Investors expect the Fed to announce QE2 at its Nov. 2-3 meeting. The Associated Press reports that since Bernanke started hinting at such a move, anticipation of QE2 has profoundly affected the economy. The price of oil is up 10 percent. Americans are paying $400 million more per week for gas. Gold has risen 11 percent. Corn futures are up more than 30 percent. The average interest rate on a 30-year fixed mortgage has fallen to 4.19 percent, the lowest since the 1950s. The unemployment rate remained stuck near double digits.

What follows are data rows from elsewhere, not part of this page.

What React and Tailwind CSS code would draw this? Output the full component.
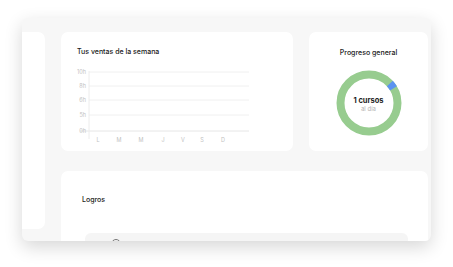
import React from 'react';

const days = ['L', 'M', 'M', 'J', 'V', 'S', 'D'];
const dayX = [28, 49, 71, 93, 113, 132, 153];
const ticks = [
  { label: '10h', y: 6 },
  { label: '8h', y: 20 },
  { label: '6h', y: 34 },
  { label: '5h', y: 49 },
  { label: '0h', y: 65 },
];

const WeekChart = () => (
  <svg width="200" height="82" viewBox="0 0 200 82" className="block">
    {ticks.map((t, i) => (
      <g key={t.label}>
        <line
          x1={i === ticks.length - 1 ? 10 : 19}
          x2="179"
          y1={t.y}
          y2={t.y}
          stroke={i === ticks.length - 1 ? '#e6e6e6' : '#f0f0f0'}
          strokeWidth="1"
        />
        <text x="16" y={t.y + 2} textAnchor="end" fontSize="5.5" fill="#c2c2c2">
          {t.label}
        </text>
      </g>
    ))}
    <line x1="19" x2="19" y1="5" y2="73" stroke="#ececec" strokeWidth="1" />
    {days.map((d, i) => (
      <text key={i} x={dayX[i]} y="76" textAnchor="middle" fontSize="5.5" fill="#c2c2c2">
        {d}
      </text>
    ))}
  </svg>
);

const Donut = () => {
  const r = 28.5;
  const c = 2 * Math.PI * r;
  const start = 47 / 360;
  const len = 12 / 360;
  return (
    <div className="relative w-[66px] h-[66px]">
      <svg width="66" height="66" viewBox="0 0 66 66" className="block -rotate-90">
        <circle cx="33" cy="33" r={r} fill="none" stroke="#97cc8f" strokeWidth="8" />
        <circle
          cx="33"
          cy="33"
          r={r}
          fill="none"
          stroke="#5b93f0"
          strokeWidth="8"
          strokeDasharray={`${len * c} ${c}`}
          strokeDashoffset={-start * c}
        />
      </svg>
      <div className="absolute inset-0 flex flex-col items-center justify-center pt-[1px]">
        <span className="text-[7.5px] leading-[9px] font-bold text-[#1c1c1c]">1 cursos</span>
        <span className="text-[6px] leading-[7px] text-[#b3b3b3]">al día</span>
      </div>
    </div>
  );
};

export default function App() {
  return (
    <div className="w-[453px] h-[267px] bg-white overflow-hidden font-['Inter',sans-serif]">
      <div className="ml-[22px] mt-[18px] w-[409px] h-[223px] rounded-[6px] overflow-hidden bg-[#f7f7f7] shadow-[0_6px_18px_rgba(0,0,0,0.16)] flex pt-[14px] pr-[3px]">
        {/* sidebar */}
        <div className="w-[23px] h-[197px] bg-white rounded-r-[7px] shrink-0" />

        <div className="ml-[16px] flex-1 flex flex-col gap-[20px]">
          <div className="flex gap-[16px]">
            {/* ventas */}
            <div className="w-[232px] h-[119px] bg-white rounded-[7px] pt-[15px] pl-[9px]">
              <div className="pl-[7px] text-[7px] leading-[10px] font-medium text-[#1a1a1a]">
                Tus ventas de la semana
              </div>
              <div className="mt-[9px]">
                <WeekChart />
              </div>
            </div>

            {/* progreso */}
            <div className="flex-1 h-[119px] bg-white rounded-[7px] pt-[16px] flex flex-col items-center">
              <div className="text-[7px] leading-[10px] font-medium text-[#1a1a1a]">Progreso general</div>
              <div className="mt-[12px]">
                <Donut />
              </div>
            </div>
          </div>

          {/* logros */}
          <div className="bg-white rounded-t-[7px] h-[80px] pt-[24px]">
            <div className="pl-[21px] text-[7px] leading-[10px] font-medium text-[#1a1a1a]">Logros</div>
            <div className="mt-[28px] ml-[24px] mr-[20px] h-[40px] bg-[#f5f5f5] rounded-[6px] flex items-start pt-[6px]">
              <div className="ml-[26px] w-[10px] h-[10px] rounded-full border border-[#777]" />
              <div className="ml-auto mr-[49px] mt-[2px] w-[3px] h-[3px] rounded-full bg-[#7cc46f]" />
            </div>
          </div>
        </div>
      </div>
    </div>
  );
}
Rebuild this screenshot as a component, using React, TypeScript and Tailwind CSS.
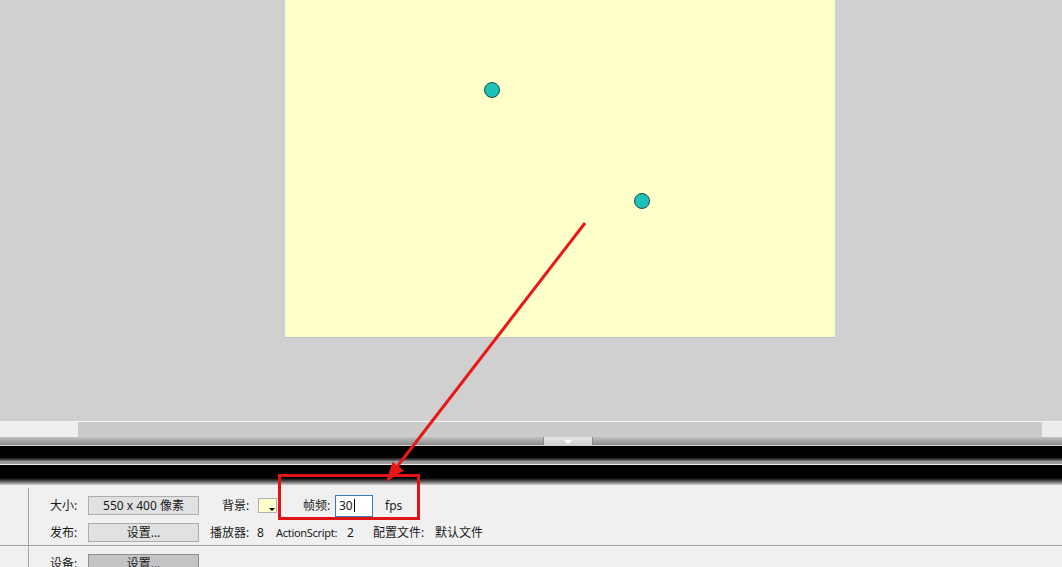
const font = { fontFamily: '"Noto Sans", "Noto Sans CJK SC", sans-serif' }

function Btn({ label, dark }: { label: string; dark?: boolean }) {
  return (
    <div
      className={`flex h-[19px] w-[111px] shrink-0 items-center justify-center border text-[12px] leading-none text-[#1a1a1a] ${
        dark ? 'border-[#8f8f8f] bg-[#c4c4c4]' : 'border-[#adadad] bg-[#e1e1e1]'
      }`}
    >
      {label}
    </div>
  )
}

function Stage() {
  return (
    <div className="relative ml-[285px] h-[337px] w-[550px] border-l border-[#f4f4e0] bg-[#ffffcc] shadow-[0_1px_0_#c4c4c4]">
      <span className="absolute left-[198px] top-[82px] h-[16px] w-[16px] rounded-full border border-[#1d4d4a] bg-[#1cc2b8]" />
      <span className="absolute left-[348px] top-[193px] h-[16px] w-[16px] rounded-full border border-[#1d4d4a] bg-[#1cc2b8]" />
    </div>
  )
}

function Bands() {
  return (
    <div className="flex flex-col">
      <div className="h-px bg-[#f4f4f4]" />
      <div className="flex h-[15px]">
        <div className="w-[78px] bg-[#efefef]" />
        <div className="flex-1 bg-[#cbcbcb]" />
        <div className="w-[20px] bg-[#ececec]" />
      </div>
      <div className="flex h-[8px] bg-gradient-to-b from-[#c2c2c2] to-[#8a8a8a]">
        <div className="ml-[543px] flex w-[50px] items-center justify-center border-x border-[#8c8c8c] bg-gradient-to-b from-[#e6e6e6] to-[#cfcfcf]">
          <span className="mt-[1px] h-0 w-0 border-x-[4px] border-t-[4px] border-x-transparent border-t-white" />
        </div>
      </div>
      <div className="h-px bg-[#d4d4d4]" />
      <div className="h-[15px] bg-gradient-to-b from-black via-black via-[70%] to-[#7a7a7a]" />
      <div className="h-[3px] bg-[#9c9c9c]" />
      <div className="h-px bg-[#ececec]" />
      <div className="h-[20px] bg-gradient-to-b from-black via-black via-[60%] to-[#d2d2d2]" />
    </div>
  )
}

function Panel() {
  return (
    <div className="flex flex-1 flex-col bg-[#f0f0f0] text-[12px] leading-none text-[#1a1a1a]">
      <div className="flex h-[61px] border-b border-[#a0a0a0]">
        <div className="mt-[3px] w-[29px] shrink-0 border-r border-[#a8a8a8]" />
        <div className="flex flex-col pt-[11px]">
          <div className="flex h-[19px] items-center">
            <span className="ml-[21px] w-[38px]">大小:</span>
            <Btn label="550 x 400 像素" />
            <span className="ml-[23px] w-[36px]">背景:</span>
            <span className="relative h-[15px] w-[19px] border border-[#b0b0b0] bg-[#ffffcc]">
              <span className="absolute bottom-[1px] right-[1px] h-0 w-0 border-x-[3px] border-t-[3px] border-x-transparent border-t-black" />
            </span>
            <span className="ml-[26px] w-[32px]">帧频:</span>
            <span className="flex h-[22px] w-[38px] items-center border border-[#3a7cb0] bg-white pl-[3px]">
              30<span className="ml-[1px] h-[13px] w-px bg-black" />
            </span>
            <span className="ml-[12px]">fps</span>
          </div>
          <div className="mt-[8px] flex h-[19px] items-center whitespace-nowrap">
            <span className="ml-[21px] w-[38px]">发布:</span>
            <Btn label="设置..." />
            <span className="ml-[11px] w-[47px]">播放器:</span>
            <span className="w-[19px]">8</span>
            <span className="w-[71px] text-[11px] tracking-[-0.3px]">ActionScript:</span>
            <span className="w-[26px]">2</span>
            <span className="w-[62px]">配置文件:</span>
            <span>默认文件</span>
          </div>
        </div>
      </div>
      <div className="flex flex-1">
        <div className="w-[29px] shrink-0 border-r border-[#a8a8a8]" />
        <div className="flex pt-[8px]">
          <span className="ml-[21px] mt-[4px] w-[38px]">设备:</span>
          <Btn label="设置..." dark />
        </div>
      </div>
    </div>
  )
}

export default function App() {
  return (
    <div className="relative flex h-[567px] w-[1062px] flex-col overflow-hidden bg-[#d0d0d0]" style={font}>
      <div className="h-[421px] shrink-0">
        <Stage />
      </div>
      <Bands />
      <Panel />

      {/* annotation overlay */}
      <div className="pointer-events-none absolute left-[278px] top-[474px] h-[46px] w-[142px] border-[3px] border-[#e01414]" />
      <svg className="pointer-events-none absolute inset-0" width="1062" height="567">
        <line x1="585" y1="223" x2="396" y2="468" stroke="#e81818" strokeWidth="3" />
        <polygon points="386,482 403.7,470.4 392.6,461.8" fill="#e81818" />
      </svg>
    </div>
  )
}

Why QE2 isn’t likely to succeed

In Boston Bernanke justified QE2. In theory, the combination of a weaker dollar and low interest rates would increase spending, boost corporate revenue, create jobs and drive down unemployment. Kevin Giddis of Morgan Keegan, told CNNMoney.com that more quantitative easing won’t work because it hasn’t yet. “I don’t think buying securities is going to pull the economy out of a ditch,” he said. “The market is not buying it. We’ve made money available freely for a while now. The Fed has to start thinking way outside the box. This is not a war where conventional weapons can be used.”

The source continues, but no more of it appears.